2. Swaddle Your Baby for Nights and Naps
Swaddling reminds your baby of the embrace of the womb, and it also prevents upsetting flailing. Your baby may initially resist swaddling, but stick with it because once snug and contained, the other S’s can work their magic. And by reducing wild startles, swaddling reduces night wakings. It’s that simple. (Note: Swaddling should be hip safe and stopped once your baby can roll over swaddled.)
Babies are wriggly little creatures, so swaddling works best if you wrap the arms very snugly down — to prevent your little “Houdini” from sneaking out. Lots of parents master the “baby origami” of swaddling with a muslin blanket or use a pre-made sleep sack, like SleePea, Happiest Baby’s new 5-second swaddle.
3. Shushing = Sleep
All babies sleep better with rumbly white noise … and most parents do, too! That’s because it reminds them of their happy place — the womb!

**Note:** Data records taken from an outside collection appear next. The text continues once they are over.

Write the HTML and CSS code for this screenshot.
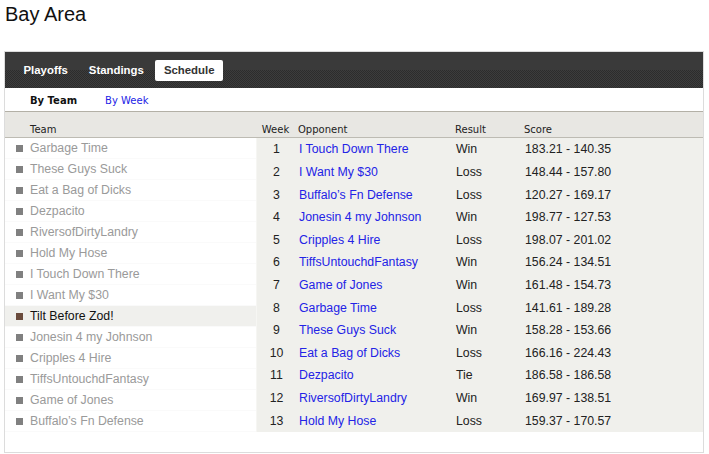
FILE: index.html
```html
<!DOCTYPE html>
<html>
<head>
<meta charset="utf-8">
<link rel="stylesheet" href="styles.css">
</head>
<body>
<h1 class="title">Bay Area</h1>
<div class="panel">
  <div class="tabbar">
    <span class="tab">Playoffs</span>
    <span class="tab">Standings</span>
    <span class="tab active">Schedule</span>
  </div>
  <div class="subtabs">
    <span class="sub active">By Team</span>
    <span class="sub link">By Week</span>
  </div>
  <div class="grid head">
    <div class="h-team">Team</div>
    <div class="cols">
      <span class="c-week">Week</span>
      <span class="c-opp">Opponent</span>
      <span class="c-res">Result</span>
      <span class="c-score">Score</span>
    </div>
  </div>
  <div class="grid body">
    <ul class="teams">
      <li>Garbage Time</li>
      <li>These Guys Suck</li>
      <li>Eat a Bag of Dicks</li>
      <li>Dezpacito</li>
      <li>RiversofDirtyLandry</li>
      <li>Hold My Hose</li>
      <li>I Touch Down There</li>
      <li>I Want My $30</li>
      <li class="sel">Tilt Before Zod!</li>
      <li>Jonesin 4 my Johnson</li>
      <li>Cripples 4 Hire</li>
      <li>TiffsUntouchdFantasy</li>
      <li>Game of Jones</li>
      <li>Buffalo’s Fn Defense</li>
    </ul>
    <div class="sched">
      <div class="cols row"><span class="c-week">1</span><span class="c-opp"><a>I Touch Down There</a></span><span class="c-res">Win</span><span class="c-score">183.21 - 140.35</span></div>
      <div class="cols row"><span class="c-week">2</span><span class="c-opp"><a>I Want My $30</a></span><span class="c-res">Loss</span><span class="c-score">148.44 - 157.80</span></div>
      <div class="cols row"><span class="c-week">3</span><span class="c-opp"><a>Buffalo’s Fn Defense</a></span><span class="c-res">Loss</span><span class="c-score">120.27 - 169.17</span></div>
      <div class="cols row"><span class="c-week">4</span><span class="c-opp"><a>Jonesin 4 my Johnson</a></span><span class="c-res">Win</span><span class="c-score">198.77 - 127.53</span></div>
      <div class="cols row"><span class="c-week">5</span><span class="c-opp"><a>Cripples 4 Hire</a></span><span class="c-res">Loss</span><span class="c-score">198.07 - 201.02</span></div>
      <div class="cols row"><span class="c-week">6</span><span class="c-opp"><a>TiffsUntouchdFantasy</a></span><span class="c-res">Win</span><span class="c-score">156.24 - 134.51</span></div>
      <div class="cols row"><span class="c-week">7</span><span class="c-opp"><a>Game of Jones</a></span><span class="c-res">Win</span><span class="c-score">161.48 - 154.73</span></div>
      <div class="cols row"><span class="c-week">8</span><span class="c-opp"><a>Garbage Time</a></span><span class="c-res">Loss</span><span class="c-score">141.61 - 189.28</span></div>
      <div class="cols row"><span class="c-week">9</span><span class="c-opp"><a>These Guys Suck</a></span><span class="c-res">Win</span><span class="c-score">158.28 - 153.66</span></div>
      <div class="cols row"><span class="c-week">10</span><span class="c-opp"><a>Eat a Bag of Dicks</a></span><span class="c-res">Loss</span><span class="c-score">166.16 - 224.43</span></div>
      <div class="cols row"><span class="c-week">11</span><span class="c-opp"><a>Dezpacito</a></span><span class="c-res">Tie</span><span class="c-score">186.58 - 186.58</span></div>
      <div class="cols row"><span class="c-week">12</span><span class="c-opp"><a>RiversofDirtyLandry</a></span><span class="c-res">Win</span><span class="c-score">169.97 - 138.51</span></div>
      <div class="cols row"><span class="c-week">13</span><span class="c-opp"><a>Hold My Hose</a></span><span class="c-res">Loss</span><span class="c-score">159.37 - 170.57</span></div>
    </div>
  </div>
</div>
</body>
</html>
```

FILE: styles.css
```css
* { box-sizing: border-box; }
body {
  margin: 0;
  font-family: "Liberation Sans", Arial, sans-serif;
  font-size: 12.3px;
  color: #222;
  background: #fff;
}
.title {
  margin: 0;
  padding: 2px 0 0 5px;
  font-size: 20px;
  font-weight: normal;
  line-height: 24px;
  color: #111;
}
.panel {
  margin: 25px 5px 0 4px;
  border: 1px solid #dcdcdc;
  padding-bottom: 20px;
}
.tabbar {
  height: 36px;
  display: flex;
  align-items: center;
  padding-left: 8px;
  background:
    linear-gradient(#3a3a3a, #3a3a3a) top / 100% 50% no-repeat,
    repeating-conic-gradient(#2c2c2c 0 25%, #3c3c3c 0 50%) 0 0 / 2px 2px;
}
.tab {
  font-weight: bold;
  font-size: 11.4px;
  color: #fff;
  padding: 0 10.5px;
  height: 21px;
  line-height: 21px;
  border-radius: 2px;
  margin-top: 1px;
}
.tab.active {
  background: #fff;
  color: #333;
  padding: 0 8.5px;
  margin-left: 1px;
}
.subtabs {
  height: 24px;
  display: flex;
  align-items: center;
  border-bottom: 1px solid #b3b0a6;
  font-family: "DejaVu Sans", Verdana, sans-serif;
  font-size: 10px;
  padding-left: 25px;
  padding-top: 2px;
}
.sub { margin-right: 28px; }
.sub.active { font-weight: bold; color: #111; }
.sub.link { color: #2323e6; }
.grid {
  display: grid;
  grid-template-columns: 251px 1fr;
}
.head {
  height: 26px;
  background: #e8e7e3;
  border-bottom: 1px solid #bdbbb3;
  font-family: "DejaVu Sans", Verdana, sans-serif;
  font-size: 10px;
  color: #222;
  align-items: end;
  padding-bottom: 2px;
}
.h-team { padding-left: 25px; }
.cols {
  display: grid;
  grid-template-columns: 39px 160px 69px 1fr;
}
.c-week { text-align: center; }
.c-opp { padding-left: 3px; }
.teams {
  list-style: none;
  margin: 0;
  padding: 0;
}
.teams li {
  height: 21px;
  line-height: 21px;
  display: flex;
  align-items: center;
  padding-left: 11px;
  padding-top: 1px;
  color: #9a9a9a;
  border-bottom: 1px solid #fafafa;
}
.teams li::before {
  content: "";
  width: 7px;
  height: 7px;
  background: #808080;
  margin-right: 7px;
}
.teams li.sel {
  background: #f0f0ed;
  color: #111;
}
.teams li.sel::before { background: #6a4b3c; }
.sched {
  background: #f0f0ec;
  height: 294px;
  display: grid;
  grid-template-rows: repeat(13, 1fr);
  border-left: 1px solid #f6f6f3;
}
.row {
  align-items: center;
  color: #222;
}
.row a { color: #2323e6; text-decoration: none; }
```
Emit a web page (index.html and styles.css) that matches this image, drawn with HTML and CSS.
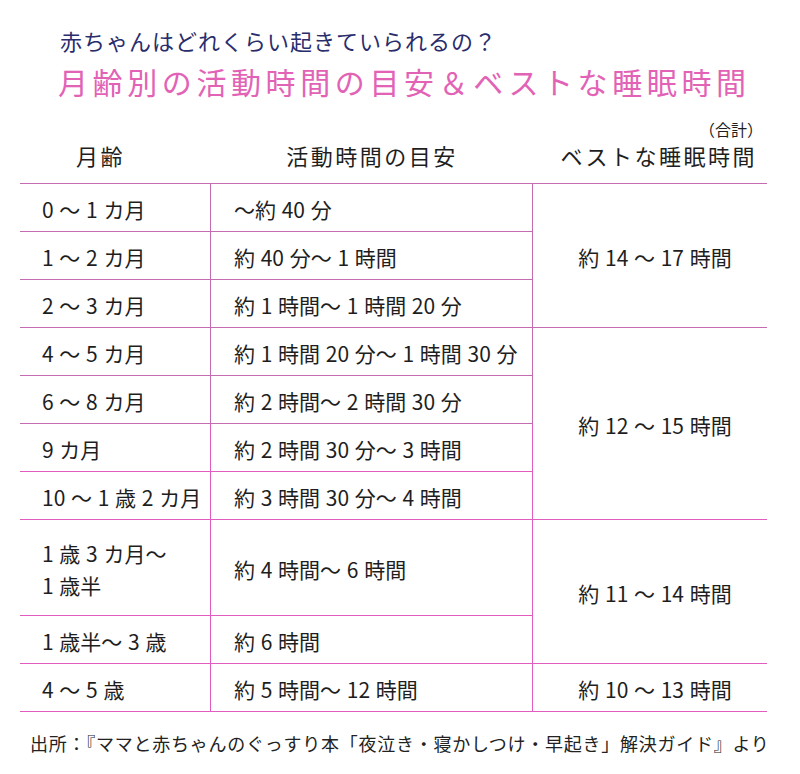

In a pregnant mom’s belly, there is constant sound — the blood whooshing through the uterine arteries — that’s as loud as a vacuum cleaner, 24/7. (I suggest using white noise for all baby sleep until at least the 1st birthday.)
4. Rock-a-Bye Baby
There’s a reason why lullabies talk about rocking. In fact, most of us fall asleep with rocking (think train, car, plane, hammocks). The only catch is pediatricians warn against sleeping in a swing or rocker, because a baby’s head can roll too far forward, causing suffocation. So, only rock your sleeping baby in your arms — or a smart sleeper, like SNOO, which provides safe motion on a flat surface.
5. Get Support
Most of today’s parents have it harder than ever because they have little or no help. Parents throughout history always had three to four “nannies” to help them (their mom, grandma, cousin, etc.). So don’t hesitate to ask a friend or relative to help out by caring for the baby, doing some chores or bringing over some food. I beg you, don’t feel guilty about it. You deserve it! And feeling guilty certainly won’t help you sleep!